Diejenigen, die ich gesehen habe, und diejenigen,
die ich mir vorgestellt habe,
solche, die ich mir vorstellte, die meisten
die ich nie gesehen habe oder
den größten Teil der Wolken, die andere gesehen oder
sich vorgestellt haben oder
sich je vorstellen werden. «
Pipilotti Rist, Himalaya (1999)
Literatur
Certeau, Michel de. 1988. Kunst des Handelns (Berlin: Merve).
Fischer-Lichte, Erika. 2012. Performativität; eine Einführung (Bielefeld: Transcript).
Rist, Pipilotti. 1999. Himalaya (Köln: Oktagon).

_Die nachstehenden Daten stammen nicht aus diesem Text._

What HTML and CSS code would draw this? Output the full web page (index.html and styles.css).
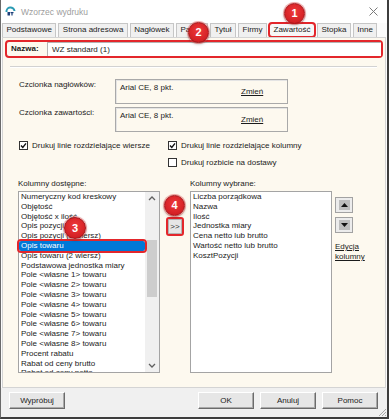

Rolshoven, Johanna. 2017. ‘Gehen in der Stadt’, in ›Gehen in der Stadt‹. Ein Lesebuch zur Poetik und Rhetorik des städtischen Gehens, herausgegeben von Justin Winkler (Weimar: Jonas), 95-111.
Schlögel, Karl. 2003. Im Raume lesen wir die Zeit. Über Zivilisationsgeschichte und Geopolitik (München/Wien: Carl Hanser).
Tice, Jim and Erik Steiner. 2005-2018. The Nolli Map Website (Eugene OR: University of Oregon) <http://nolli.uoregon.edu/>
Waldenfels, Bernhard. 2009. Ortsverschiebungen, Zeitverschiebungen: Modi leibhaftiger Erfahrung (Frankfurt am Main: Suhrkamp).